As a member of the liberal New York elite, I’ve been raised to embrace the unorthodox. In my world women wear pantsuits, men wear pink, gender is a choice, and “traditional” is often rejected as archaic. And I love this. I believe it in my core. So how did I wind up dating a Conservative Catholic? I mean a full-fledged global-warming-denying, Sarah Palin-loving, abortion-is-murder Conservative Catholic (CC). I wake up each day appalled, but mostly shocked, because I’m so happy. Because he’s great. If you’re sick of the asshole who doesn’t call you back, if you can’t spend one more second talking about Lord of the Rings, or if you’re just looking for a new way to horrify your parents, I’m here to tell you: go red.

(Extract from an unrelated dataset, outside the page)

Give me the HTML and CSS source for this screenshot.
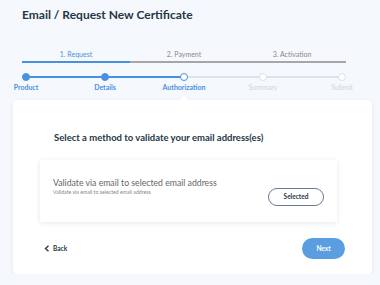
FILE: index.html
```html
<!DOCTYPE html>
<html lang="en">
<head>
  <meta charset="UTF-8">
  <meta name="viewport" content="width=device-width, initial-scale=1.0">
  <title>Email / Request New Certificate</title>
  <link rel="stylesheet" href="styles.css">
</head>
<body>

  <h1 class="page-title">Email / Request New Certificate</h1>

  <!-- Stage tabs -->
  <div class="stages">
    <div class="stage active">1. Request</div>
    <div class="stage">2. Payment</div>
    <div class="stage">3. Activation</div>
  </div>

  <!-- Step progress -->
  <div class="steps">
    <div class="step done"><span class="dot"></span><span class="label">Product</span></div>
    <div class="step done"><span class="dot"></span><span class="label">Details</span></div>
    <div class="step current"><span class="dot"></span><span class="label">Authorization</span></div>
    <div class="step"><span class="dot"></span><span class="label">Summary</span></div>
    <div class="step"><span class="dot"></span><span class="label">Submit</span></div>
  </div>

  <section class="card">
    <h2 class="card-title">Select a method to validate your email address(es)</h2>

    <div class="option">
      <div class="option-text">
        <div class="option-name">Validate via email to selected email address</div>
        <div class="option-desc">Validate via email to selected email address</div>
      </div>
      <button class="btn-outline">Selected</button>
    </div>

    <div class="actions">
      <button class="btn-back">
        <svg width="6" height="7" viewBox="0 0 6 7"><path d="M4.5 0.8 L1.5 3.5 L4.5 6.2" fill="none" stroke="#2b3a4a" stroke-width="1.4"/></svg>
        Back
      </button>
      <button class="btn-next">Next</button>
    </div>
  </section>

</body>
</html>
```

FILE: styles.css
```css
/* Variables */
:root {
  --blue: #4a90e2;
  --blue-btn: #5a9de0;
  --navy: #253746;
  --gray-line: #a6a6a6;
  --gray-light: #dde2e8;
  --bg-color: #f5f8fc;
}

/* General */
body {
  margin: 0;
  background-color: var(--bg-color);
  font-family: 'Lato', sans-serif;
  color: var(--navy);
}

.page-title {
  margin: 0;
  padding: 7px 0 0 22px;
  font-size: 12px;
  font-weight: 700;
  line-height: 16px;
}

/* Stage tabs */
.stages {
  display: flex;
  margin: 26px 0 0 22px;
}

.stage {
  width: 108px;
  text-align: center;
  font-size: 7px;
  color: #8a8a8a;
  line-height: 10px;
  padding-bottom: 2px;
  border-bottom: 2px solid var(--gray-line);
}

.stage.active {
  color: var(--blue);
  border-bottom-color: var(--blue);
}

/* Steps */
.steps {
  display: grid;
  grid-template-columns: repeat(5, 50px);
  column-gap: 29px;
  margin: 10px 0 0 1px;
}

.step {
  position: relative;
  display: flex;
  flex-direction: column;
  align-items: center;
}

.step + .step::before {
  content: '';
  position: absolute;
  top: 3px;
  right: 25px;
  width: 79px;
  height: 2px;
  background-color: var(--gray-light);
}

.step.done::before,
.step.current::before {
  background-color: var(--blue);
}

.dot {
  position: relative;
  z-index: 1;
  box-sizing: border-box;
  width: 8px;
  height: 8px;
  border-radius: 50%;
  border: 1.5px solid var(--gray-light);
  background-color: #fff;
}

.step.done .dot {
  background-color: var(--blue);
  border-color: var(--blue);
}

.step.current .dot {
  border-color: var(--blue);
}

.label {
  margin-top: 2px;
  font-size: 7px;
  line-height: 9px;
  color: #d0d4d8;
}

.step.done .label,
.step.current .label {
  color: var(--blue);
  font-weight: 700;
}

/* Card */
.card {
  position: relative;
  margin: 8px 8px 0 13px;
  padding: 31px 35px 15px 27px;
  background-color: #fff;
  border-radius: 4px;
  box-shadow: 0 1px 4px rgba(40, 60, 90, 0.08);
}

.card::before {
  content: '';
  position: absolute;
  top: -4px;
  left: 166px;
  border-left: 5px solid transparent;
  border-right: 5px solid transparent;
  border-bottom: 5px solid #fff;
}

.card-title {
  margin: 0 0 0 14px;
  font-size: 9.5px;
  font-weight: 700;
  line-height: 14px;
}

.option {
  display: flex;
  align-items: center;
  justify-content: space-between;
  margin-top: 15px;
  height: 62px;
  padding: 0 13px;
  box-shadow: 0 1px 5px rgba(40, 60, 90, 0.12);
}

.option-text {
  margin-top: -12px;
}

.option-name {
  font-size: 8.7px;
  line-height: 13px;
  color: #666;
}

.option-desc {
  font-size: 5.2px;
  line-height: 6px;
  color: #888;
}

.btn-outline {
  margin-top: 11px;
  width: 56px;
  height: 18px;
  border: 1px solid #6b7a8c;
  border-radius: 9px;
  background-color: #fff;
  font-family: inherit;
  font-size: 6.5px;
  font-weight: 700;
  color: var(--navy);
  cursor: pointer;
}

.actions {
  display: flex;
  align-items: center;
  justify-content: space-between;
  margin: 16px -8px 0 0;
  padding-left: 4px;
}

.btn-back {
  display: flex;
  align-items: center;
  gap: 3px;
  border: none;
  background: none;
  padding: 0;
  font-family: inherit;
  font-size: 6.5px;
  font-weight: 700;
  color: var(--navy);
  cursor: pointer;
}

.btn-next {
  width: 43px;
  height: 21px;
  border: none;
  border-radius: 11px;
  background-color: var(--blue-btn);
  color: #fff;
  font-family: inherit;
  font-size: 6.5px;
  font-weight: 700;
  cursor: pointer;
}
```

I once took this gender studies class and we read some piece about the various ways men oppress women. Then this one girl in the class went off about how she feels oppressed when men open doors for her, and I could not stop rolling my eyes. Do I want equal pay? Of course. Do I want to open the door? Never. If I’m wearing mascara and a bra after 8 pm, you can take my coat for me. Which he does. And when I walk home at night he wants a text to know I’ve gotten in safe. He even obsessively walks on the street side when we are walking along a sidewalk. I didn’t even know this was a thing until he was suddenly prancing around me every corner we turned. It’s silly, I know, but I love it. In this female-empowerment era, men shy away from playing a protective role. It’s seen as condescending. But my CC doesn’t think that I can’t pull out my own chair- it’s just a way for him say “I’m right here. For you.”

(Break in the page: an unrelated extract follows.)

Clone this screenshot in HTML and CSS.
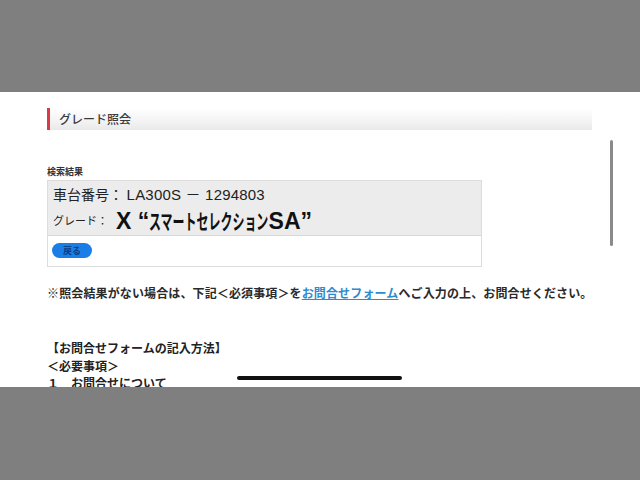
FILE: index.html
```html
<!DOCTYPE html>
<html lang="ja">
<head>
  <meta charset="UTF-8" />
  <meta name="viewport" content="width=device-width, initial-scale=1.0"/>
  <title>グレード照会</title>
  <link rel="stylesheet" href="styles.css">
</head>
<body>
  <div class="screen">
    <div class="content">
      <h2 class="heading">グレード照会</h2>

      <p class="label">検索結果</p>
      <div class="result">
        <div class="result-info">
          <div class="row-frame">
            <span class="key">車台番号：</span>
            <span class="frame-no">LA300S － 1294803</span>
          </div>
          <div class="row-grade">
            <span class="key-small">グレード：</span>
            <span class="grade">X “<span class="grade-kana">スマートセレクション</span>SA”</span>
          </div>
        </div>
        <div class="result-actions">
          <button class="back-btn">戻る</button>
        </div>
      </div>

      <p class="note">※照会結果がない場合は、下記＜必須事項＞を<a href="#">お問合せフォーム</a>へご入力の上、お問合せください。</p>

      <div class="howto">
        <p>【お問合せフォームの記入方法】</p>
        <p>＜必要事項＞</p>
        <p>１　お問合せについて</p>
      </div>
    </div>

    <div class="scrollbar"></div>
    <div class="home-bar"></div>
  </div>
</body>
</html>
```

FILE: styles.css
```css
body {
  margin: 0;
  background: #7f7f7f;
  font-family: "Noto Sans CJK JP", sans-serif;
  color: #222;
  height: 480px;
  overflow: hidden;
}

.screen {
  position: relative;
  margin-top: 92px;
  height: 295px;
  background: #ffffff;
  overflow: hidden;
}

.content {
  padding: 16px 48px 0 47px;
}

.heading {
  margin: 0;
  width: 533px;
  height: 22px;
  padding-left: 9px;
  border-left: 3px solid #d93a45;
  background: linear-gradient(to bottom, #ffffff 0%, #f3f3f3 60%, #e9e9e9 100%);
  font-size: 12px;
  font-weight: 500;
  line-height: 22px;
  color: #3a3a3a;
}

.label {
  margin: 36px 0 2px;
  font-size: 9px;
  font-weight: bold;
  line-height: 12px;
  color: #333;
}

.result {
  width: 433px;
  border: 1px solid #dcdcdc;
}

.result-info {
  background: #ececec;
  border-bottom: 1px solid #d6d6d6;
  padding: 1px 5px 0;
}

.row-frame {
  height: 22px;
  line-height: 22px;
}

.key {
  font-size: 14px;
  color: #222;
}

.frame-no {
  font-family: "Liberation Sans", "Noto Sans CJK JP", sans-serif;
  font-size: 15px;
  letter-spacing: 0.2px;
}

.row-grade {
  height: 31px;
  display: flex;
  align-items: center;
}

.key-small {
  font-size: 11px;
  margin-right: 8px;
}

.grade {
  font-family: "Liberation Sans", "Noto Sans CJK JP", sans-serif;
  font-size: 23px;
  font-weight: bold;
  color: #111;
  white-space: nowrap;
}

.grade-kana {
  display: inline-block;
  font-family: "Noto Sans CJK JP", sans-serif;
  font-size: 21px;
  transform: scaleX(0.57);
  transform-origin: left center;
  margin-right: -90px;
}

.result-actions {
  padding: 7px 4px 8px;
  background: #ffffff;
}

.back-btn {
  display: block;
  width: 40px;
  height: 15px;
  padding: 0;
  border: none;
  border-radius: 8px;
  background: #1a7ee6;
  color: #0c3f86;
  font-family: "Noto Sans CJK JP", sans-serif;
  font-size: 9px;
  font-weight: bold;
  line-height: 15px;
}

.note {
  margin: 17px 0 0;
  font-size: 12px;
  line-height: 18px;
  font-weight: bold;
  letter-spacing: 0.13px;
  white-space: nowrap;
  color: #2a2a2a;
}

.note a {
  color: #2d8ccf;
  text-decoration: underline;
}

.howto {
  margin-top: 37px;
  font-size: 12px;
  font-weight: bold;
  line-height: 17.5px;
  color: #222;
}

.howto p {
  margin: 0;
}

.scrollbar {
  position: absolute;
  left: 610px;
  top: 48px;
  width: 3px;
  height: 106px;
  border-radius: 2px;
  background: #8a8a8a;
}

.home-bar {
  position: absolute;
  left: 237px;
  top: 284px;
  width: 165px;
  height: 4px;
  border-radius: 2px;
  background: #111;
}
```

You know how no matter the evidence staring them in the fact, CCs are notorious for standing their ground on issues that they’re sure of? And after watching an Inconvenient Truth or learning about Lucy or hearing of another gay teen suicide, you just want to gouge your eyes out because it’s so maddening? And it is! I don’t dispute that. But I’ve found the advantage — confidence. This is not your cocky frat boy or your self-righteous philosophy major. My CC knows where he stands, so much so that he doesn’t feel threatened. He never becomes defensive, he doesn’t overcompensate: he is entirely comfortable with who he is. This is a quiet sureness I rarely see in men until much later in life, and it does away with so much of the posturing that seems to part of the 20-something male persona. When he tells me he spent Saturday night hanging out with the guys, he doesn’t qualify it with “no homo.” He texts with his mom pretty regularly, and is entirely unapologetic about it, because family is important and it doesn’t make him lame for
having a strong relationship with her.
3) No Sex
I, too, am surprised to see this on the reasons why to date a CC. And I’ll give you this disclaimer right away: it’s not fun. I definitely miss sex. But picture this: you go into a bedroom with a guy. Lights are off, you’re in a bed…and you don’t have to do the “are we going to have sex” calculation. I want to see the look on every girl’s face as she entertains that concept. It also means that when he listens to you whine about the fight you had with your sister, or go into excruciating detail about the dress you just bought, he must be somewhat interested. He’s clearly not waiting it out just to get some. A few weeks ago my CC said something about me being pretty and I was sort of surprised. I mistakenly conflate his ability to keep his clothes on around me with a lack of attraction, which could be insulting, but it’s actually refreshing. It makes his gestures of kindness and our intimate conversations entirely genuine, with no ulterior motives. I’m not saying every time a guy has been nice to me it’s been to get me naked: but it’s nice to be sure.
4) Catholic Guilt
Work it. The day before I started a new job we spent the afternoon together, and when he was walking out the door I yelled after him “yes, thanks, I will have a good first day,” because he hadn’t said anything. I thought it was a little funny and had forgotten about it by the time I’d walked back upstairs. He, on the other hand, was still apologizing days later.
This one can be the best part, though it requires the right approach (kind of like the rest of this endeavor). If you think about it, this is hilarious. Two people who ideologically drive each other crazy are totally crazy about each other. Nothing gets me through a crisis like humor, and falling for a CC is certainly a crisis. So make fun of each other! When he’s all tense and needs to unwind, I point out that it seems like he just needs to get laid. When something important happens in Congress, he asks if I’ve heard about it, or was I too busy watching Kony 2012 for the millionth time? Of course, this has the potential to turn nasty, so you’ll need to play around with it and figure out at what point you turn from giggling to get the hell out of my house.